- _WORK INSTRUCTIONS_:
Return the count of lines that mention "component", with no other words.

- _SUPPLIED RECORDS_:
----

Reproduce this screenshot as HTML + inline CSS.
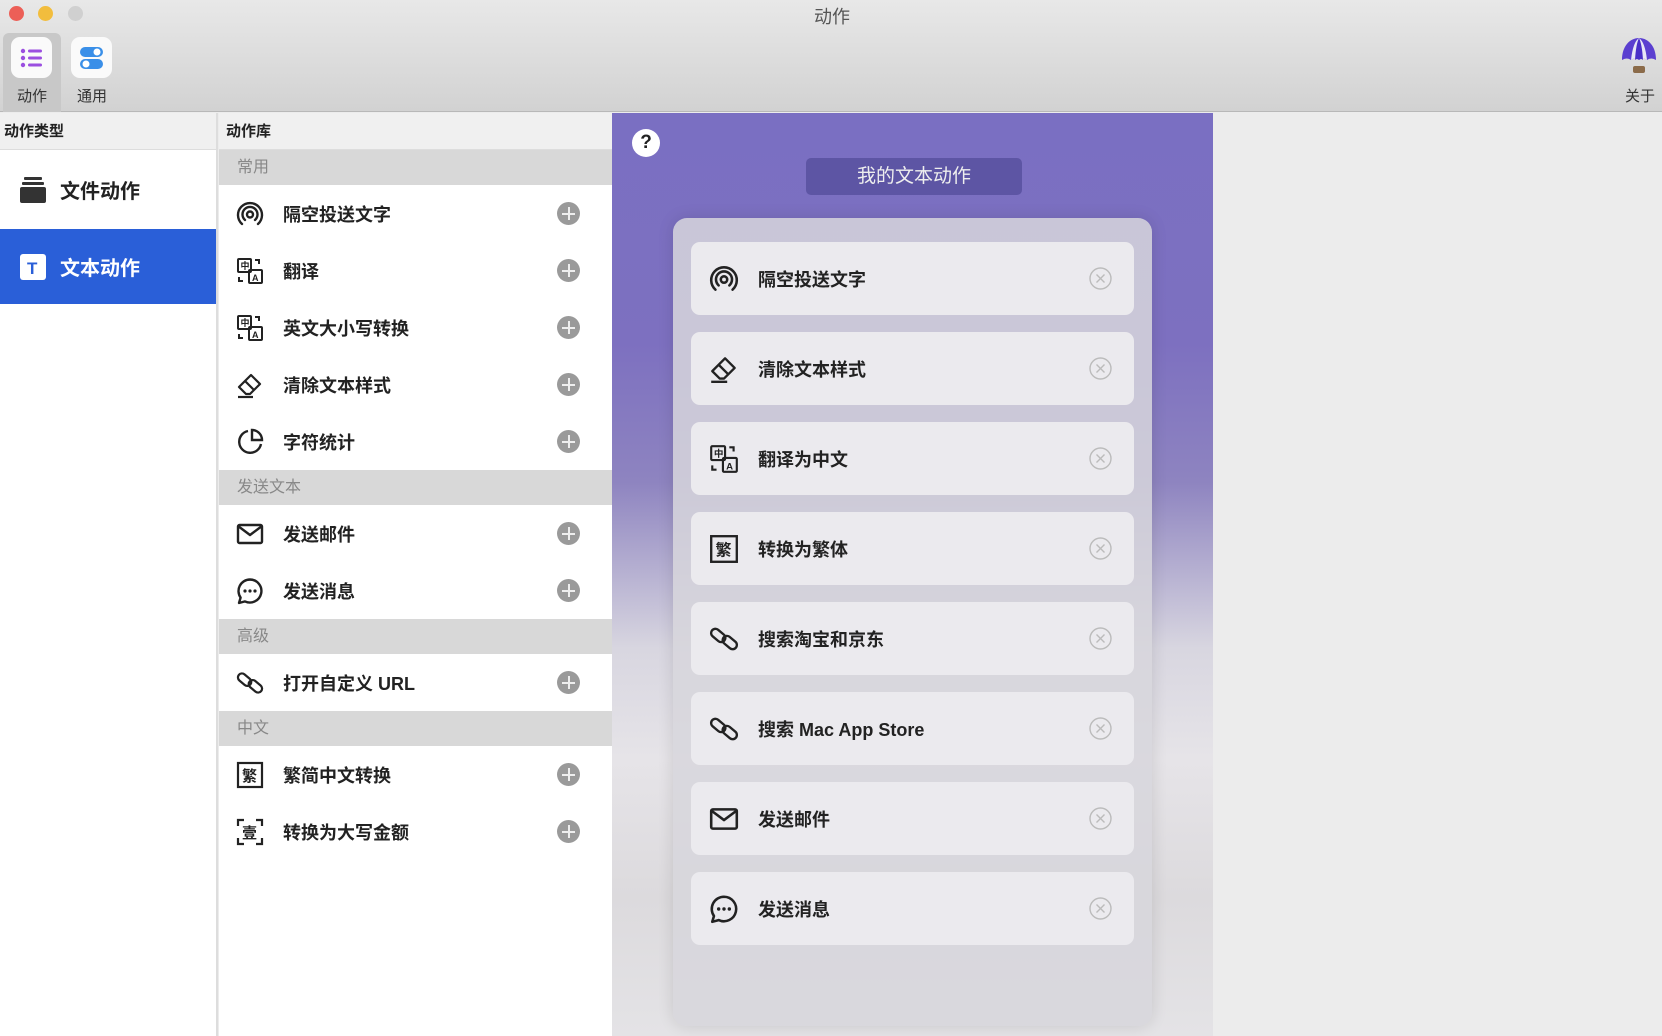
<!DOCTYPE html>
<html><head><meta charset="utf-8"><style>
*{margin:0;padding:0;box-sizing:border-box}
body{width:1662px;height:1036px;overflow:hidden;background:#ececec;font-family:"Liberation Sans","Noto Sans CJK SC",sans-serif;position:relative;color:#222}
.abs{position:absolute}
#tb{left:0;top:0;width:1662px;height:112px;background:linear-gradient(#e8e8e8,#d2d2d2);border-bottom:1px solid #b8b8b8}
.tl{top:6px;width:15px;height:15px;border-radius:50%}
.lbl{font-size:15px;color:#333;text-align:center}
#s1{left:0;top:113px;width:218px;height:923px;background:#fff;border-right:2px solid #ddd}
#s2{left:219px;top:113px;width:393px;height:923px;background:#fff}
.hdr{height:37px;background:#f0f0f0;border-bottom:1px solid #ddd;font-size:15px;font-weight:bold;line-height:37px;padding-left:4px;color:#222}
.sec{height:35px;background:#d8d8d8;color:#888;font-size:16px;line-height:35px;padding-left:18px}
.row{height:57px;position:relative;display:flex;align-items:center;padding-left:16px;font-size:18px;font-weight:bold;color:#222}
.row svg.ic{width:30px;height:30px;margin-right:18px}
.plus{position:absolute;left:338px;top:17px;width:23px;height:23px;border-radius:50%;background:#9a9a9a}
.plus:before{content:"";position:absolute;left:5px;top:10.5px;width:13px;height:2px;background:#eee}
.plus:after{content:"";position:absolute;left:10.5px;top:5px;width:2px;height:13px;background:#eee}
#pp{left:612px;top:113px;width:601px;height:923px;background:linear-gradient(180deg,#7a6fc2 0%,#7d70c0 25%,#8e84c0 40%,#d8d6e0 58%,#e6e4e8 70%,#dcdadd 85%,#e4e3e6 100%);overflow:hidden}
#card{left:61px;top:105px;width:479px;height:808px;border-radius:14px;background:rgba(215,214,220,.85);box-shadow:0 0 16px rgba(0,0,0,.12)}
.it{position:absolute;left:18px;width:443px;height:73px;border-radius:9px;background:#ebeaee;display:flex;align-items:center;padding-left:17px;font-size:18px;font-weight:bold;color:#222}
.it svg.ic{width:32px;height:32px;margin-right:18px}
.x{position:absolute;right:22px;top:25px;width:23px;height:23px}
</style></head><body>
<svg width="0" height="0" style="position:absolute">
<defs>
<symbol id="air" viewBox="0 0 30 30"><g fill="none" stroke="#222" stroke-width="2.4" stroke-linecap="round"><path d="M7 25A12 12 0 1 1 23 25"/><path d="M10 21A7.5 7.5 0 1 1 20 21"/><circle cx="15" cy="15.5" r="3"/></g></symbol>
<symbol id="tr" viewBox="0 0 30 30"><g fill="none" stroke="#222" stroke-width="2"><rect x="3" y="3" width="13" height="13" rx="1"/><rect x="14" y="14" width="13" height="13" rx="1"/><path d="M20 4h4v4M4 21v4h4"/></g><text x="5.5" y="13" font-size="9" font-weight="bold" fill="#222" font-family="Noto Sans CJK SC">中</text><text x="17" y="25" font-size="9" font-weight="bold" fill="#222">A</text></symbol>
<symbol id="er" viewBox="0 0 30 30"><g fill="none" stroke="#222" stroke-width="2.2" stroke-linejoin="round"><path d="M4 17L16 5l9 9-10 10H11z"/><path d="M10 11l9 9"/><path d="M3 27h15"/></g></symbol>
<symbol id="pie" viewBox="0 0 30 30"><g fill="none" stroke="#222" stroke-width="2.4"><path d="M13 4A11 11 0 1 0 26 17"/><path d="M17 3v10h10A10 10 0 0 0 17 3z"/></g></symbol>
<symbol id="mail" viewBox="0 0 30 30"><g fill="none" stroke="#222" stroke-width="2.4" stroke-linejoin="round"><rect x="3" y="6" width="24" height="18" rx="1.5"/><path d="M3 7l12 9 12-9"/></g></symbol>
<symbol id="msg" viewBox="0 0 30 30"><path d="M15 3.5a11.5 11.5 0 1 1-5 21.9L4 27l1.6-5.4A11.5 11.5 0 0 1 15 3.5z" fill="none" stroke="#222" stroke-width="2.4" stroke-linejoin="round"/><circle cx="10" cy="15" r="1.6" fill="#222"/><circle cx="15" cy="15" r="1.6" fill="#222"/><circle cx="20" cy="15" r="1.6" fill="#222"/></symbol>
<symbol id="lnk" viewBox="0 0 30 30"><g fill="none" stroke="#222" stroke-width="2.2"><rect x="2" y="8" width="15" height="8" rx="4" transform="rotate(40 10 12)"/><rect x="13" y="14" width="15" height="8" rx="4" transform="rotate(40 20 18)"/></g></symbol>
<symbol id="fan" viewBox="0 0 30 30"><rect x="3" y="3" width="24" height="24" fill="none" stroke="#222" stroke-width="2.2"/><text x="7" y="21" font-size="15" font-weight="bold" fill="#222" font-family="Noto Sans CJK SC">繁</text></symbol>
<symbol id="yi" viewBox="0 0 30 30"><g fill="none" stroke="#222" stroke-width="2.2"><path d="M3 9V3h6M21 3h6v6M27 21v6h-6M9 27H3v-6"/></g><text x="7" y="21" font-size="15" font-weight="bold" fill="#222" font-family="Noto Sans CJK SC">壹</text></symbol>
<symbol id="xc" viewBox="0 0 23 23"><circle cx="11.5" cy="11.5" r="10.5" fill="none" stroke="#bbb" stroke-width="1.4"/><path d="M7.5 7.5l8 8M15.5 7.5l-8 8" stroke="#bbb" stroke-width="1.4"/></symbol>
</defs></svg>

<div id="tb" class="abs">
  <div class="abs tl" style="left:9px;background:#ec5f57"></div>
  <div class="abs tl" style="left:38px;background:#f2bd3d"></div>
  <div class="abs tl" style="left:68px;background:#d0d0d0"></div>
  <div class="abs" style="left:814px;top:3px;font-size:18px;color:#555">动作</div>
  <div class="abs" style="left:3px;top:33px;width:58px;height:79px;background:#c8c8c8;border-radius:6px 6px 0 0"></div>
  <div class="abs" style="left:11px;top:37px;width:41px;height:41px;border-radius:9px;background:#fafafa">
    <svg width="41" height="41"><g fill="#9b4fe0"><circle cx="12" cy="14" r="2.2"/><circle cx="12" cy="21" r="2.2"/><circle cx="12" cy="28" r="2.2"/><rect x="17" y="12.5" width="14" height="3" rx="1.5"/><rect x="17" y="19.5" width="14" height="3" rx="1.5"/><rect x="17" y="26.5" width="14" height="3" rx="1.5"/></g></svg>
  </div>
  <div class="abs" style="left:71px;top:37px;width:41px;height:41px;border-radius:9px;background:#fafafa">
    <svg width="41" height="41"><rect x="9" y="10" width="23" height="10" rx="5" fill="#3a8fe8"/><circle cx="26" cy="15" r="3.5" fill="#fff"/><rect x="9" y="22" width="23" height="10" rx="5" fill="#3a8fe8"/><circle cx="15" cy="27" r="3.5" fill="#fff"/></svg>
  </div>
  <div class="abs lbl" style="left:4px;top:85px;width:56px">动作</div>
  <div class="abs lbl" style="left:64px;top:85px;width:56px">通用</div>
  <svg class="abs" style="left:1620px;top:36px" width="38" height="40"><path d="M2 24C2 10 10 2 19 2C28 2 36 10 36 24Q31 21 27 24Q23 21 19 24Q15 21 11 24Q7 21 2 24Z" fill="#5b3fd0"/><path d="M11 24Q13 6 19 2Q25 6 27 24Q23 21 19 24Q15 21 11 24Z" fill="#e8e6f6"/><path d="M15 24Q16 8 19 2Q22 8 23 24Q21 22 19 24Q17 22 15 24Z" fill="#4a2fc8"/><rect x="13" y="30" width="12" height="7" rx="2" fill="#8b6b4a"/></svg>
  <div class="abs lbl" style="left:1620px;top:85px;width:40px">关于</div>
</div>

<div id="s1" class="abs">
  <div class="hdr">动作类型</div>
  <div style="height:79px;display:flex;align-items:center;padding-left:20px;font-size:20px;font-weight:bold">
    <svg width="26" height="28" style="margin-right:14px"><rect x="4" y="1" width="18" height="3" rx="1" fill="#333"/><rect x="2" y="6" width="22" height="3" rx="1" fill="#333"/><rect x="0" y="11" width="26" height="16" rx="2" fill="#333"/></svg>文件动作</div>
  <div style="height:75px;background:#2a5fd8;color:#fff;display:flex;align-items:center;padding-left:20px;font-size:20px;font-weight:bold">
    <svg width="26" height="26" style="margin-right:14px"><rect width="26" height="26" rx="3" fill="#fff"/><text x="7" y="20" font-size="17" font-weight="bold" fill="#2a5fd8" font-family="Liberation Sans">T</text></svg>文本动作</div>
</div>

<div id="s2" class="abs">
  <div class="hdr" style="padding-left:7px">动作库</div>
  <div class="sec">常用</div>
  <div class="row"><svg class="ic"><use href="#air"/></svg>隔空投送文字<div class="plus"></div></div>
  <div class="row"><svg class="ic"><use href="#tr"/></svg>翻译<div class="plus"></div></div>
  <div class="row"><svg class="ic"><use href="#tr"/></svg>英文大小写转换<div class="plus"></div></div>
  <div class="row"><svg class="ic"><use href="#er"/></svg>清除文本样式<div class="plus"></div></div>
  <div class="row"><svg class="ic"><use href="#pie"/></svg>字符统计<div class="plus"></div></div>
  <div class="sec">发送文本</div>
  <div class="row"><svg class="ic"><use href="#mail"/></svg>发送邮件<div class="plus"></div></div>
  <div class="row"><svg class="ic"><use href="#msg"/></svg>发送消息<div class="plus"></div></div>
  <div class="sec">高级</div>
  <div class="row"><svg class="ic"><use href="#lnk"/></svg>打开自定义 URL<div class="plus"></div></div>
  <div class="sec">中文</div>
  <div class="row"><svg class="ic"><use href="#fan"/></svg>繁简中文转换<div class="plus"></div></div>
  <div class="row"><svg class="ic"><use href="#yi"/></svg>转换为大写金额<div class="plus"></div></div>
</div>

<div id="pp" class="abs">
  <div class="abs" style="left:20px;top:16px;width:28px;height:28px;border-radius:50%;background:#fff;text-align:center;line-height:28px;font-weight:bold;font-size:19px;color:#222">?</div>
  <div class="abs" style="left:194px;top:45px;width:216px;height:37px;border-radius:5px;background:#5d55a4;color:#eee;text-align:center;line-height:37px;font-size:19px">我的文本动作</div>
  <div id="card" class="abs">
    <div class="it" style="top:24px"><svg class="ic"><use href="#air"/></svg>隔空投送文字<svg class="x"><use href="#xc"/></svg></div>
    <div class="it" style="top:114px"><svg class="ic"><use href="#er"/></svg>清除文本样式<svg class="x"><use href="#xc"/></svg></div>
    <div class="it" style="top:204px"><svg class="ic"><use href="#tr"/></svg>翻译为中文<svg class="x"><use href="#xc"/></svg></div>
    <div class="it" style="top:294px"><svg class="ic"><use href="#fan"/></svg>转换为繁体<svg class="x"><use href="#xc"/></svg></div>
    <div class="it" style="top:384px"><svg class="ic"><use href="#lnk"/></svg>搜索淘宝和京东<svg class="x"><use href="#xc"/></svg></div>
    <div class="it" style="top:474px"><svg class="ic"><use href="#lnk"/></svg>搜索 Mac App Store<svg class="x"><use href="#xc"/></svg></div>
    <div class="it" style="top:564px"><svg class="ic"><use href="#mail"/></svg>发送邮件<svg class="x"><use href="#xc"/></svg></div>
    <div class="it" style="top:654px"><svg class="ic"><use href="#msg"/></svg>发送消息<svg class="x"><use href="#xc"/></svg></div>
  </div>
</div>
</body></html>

----

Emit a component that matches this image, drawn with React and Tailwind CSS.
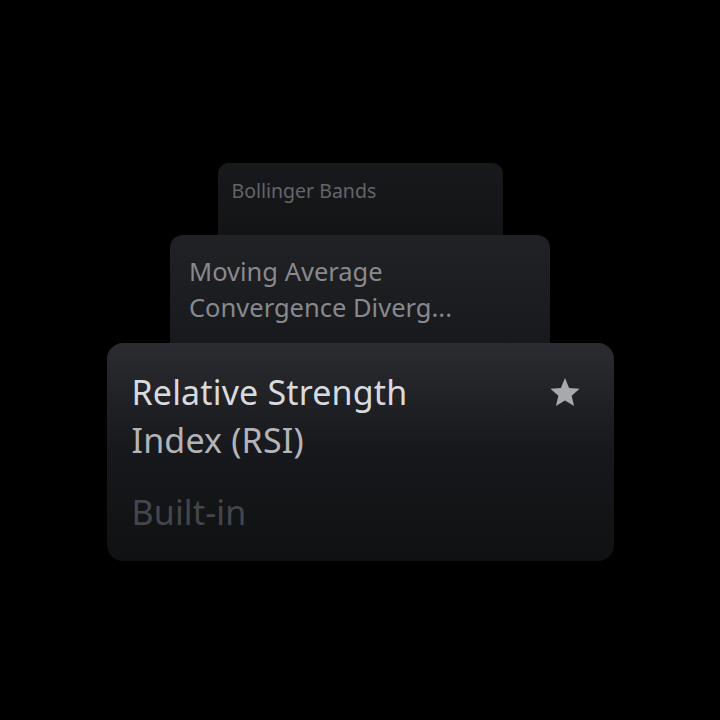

----

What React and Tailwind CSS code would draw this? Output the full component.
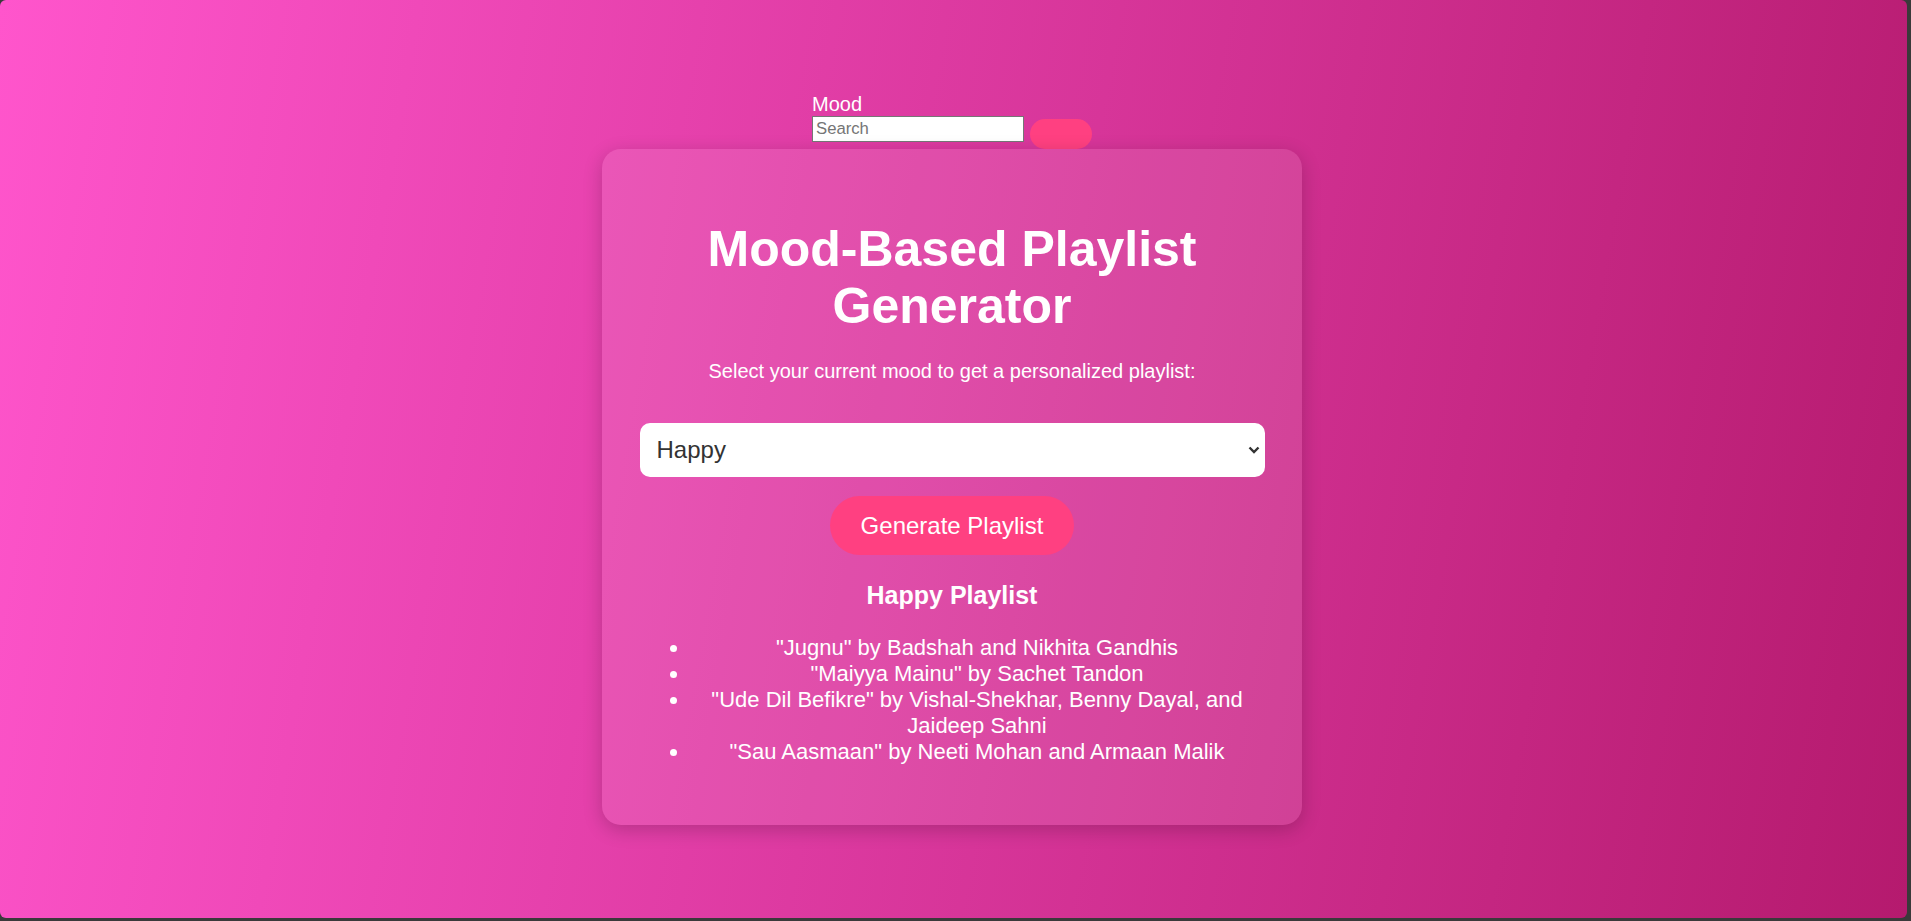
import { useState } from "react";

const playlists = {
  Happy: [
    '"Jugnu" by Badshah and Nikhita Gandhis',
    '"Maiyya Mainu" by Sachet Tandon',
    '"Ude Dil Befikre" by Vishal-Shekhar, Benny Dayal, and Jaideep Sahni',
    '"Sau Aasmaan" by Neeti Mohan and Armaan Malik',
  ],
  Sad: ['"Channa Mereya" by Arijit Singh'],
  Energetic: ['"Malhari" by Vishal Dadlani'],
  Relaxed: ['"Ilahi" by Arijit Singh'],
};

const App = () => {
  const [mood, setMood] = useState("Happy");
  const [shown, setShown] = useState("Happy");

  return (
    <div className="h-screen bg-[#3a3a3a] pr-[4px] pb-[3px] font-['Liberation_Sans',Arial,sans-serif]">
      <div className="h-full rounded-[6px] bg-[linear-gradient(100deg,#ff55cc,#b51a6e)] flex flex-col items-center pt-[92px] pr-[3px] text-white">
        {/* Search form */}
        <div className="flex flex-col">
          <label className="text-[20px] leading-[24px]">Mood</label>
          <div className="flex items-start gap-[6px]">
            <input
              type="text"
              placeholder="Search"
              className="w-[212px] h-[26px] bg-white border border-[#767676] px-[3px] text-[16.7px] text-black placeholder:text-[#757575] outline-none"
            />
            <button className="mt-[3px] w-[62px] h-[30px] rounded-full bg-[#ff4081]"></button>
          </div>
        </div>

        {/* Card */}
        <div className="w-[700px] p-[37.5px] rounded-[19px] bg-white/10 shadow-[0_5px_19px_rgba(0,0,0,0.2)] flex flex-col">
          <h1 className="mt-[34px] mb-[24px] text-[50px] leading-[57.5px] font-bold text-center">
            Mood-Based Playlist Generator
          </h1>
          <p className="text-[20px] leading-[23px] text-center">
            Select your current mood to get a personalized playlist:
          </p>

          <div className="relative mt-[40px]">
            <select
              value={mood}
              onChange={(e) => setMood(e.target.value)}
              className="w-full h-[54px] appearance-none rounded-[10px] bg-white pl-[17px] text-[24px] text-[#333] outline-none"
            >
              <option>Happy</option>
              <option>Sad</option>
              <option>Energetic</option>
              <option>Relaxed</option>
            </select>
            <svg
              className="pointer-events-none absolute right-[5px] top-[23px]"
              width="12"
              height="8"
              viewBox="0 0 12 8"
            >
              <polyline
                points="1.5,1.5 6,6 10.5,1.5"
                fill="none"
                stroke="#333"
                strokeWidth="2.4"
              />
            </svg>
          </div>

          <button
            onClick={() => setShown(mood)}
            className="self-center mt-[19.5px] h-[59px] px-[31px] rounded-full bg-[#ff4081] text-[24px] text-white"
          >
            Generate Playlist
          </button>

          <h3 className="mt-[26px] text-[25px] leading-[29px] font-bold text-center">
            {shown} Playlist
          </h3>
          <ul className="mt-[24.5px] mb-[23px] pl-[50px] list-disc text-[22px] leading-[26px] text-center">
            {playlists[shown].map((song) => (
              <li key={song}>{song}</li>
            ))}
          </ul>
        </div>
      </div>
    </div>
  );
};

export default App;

----

- _WRITTEN REPLY_:
2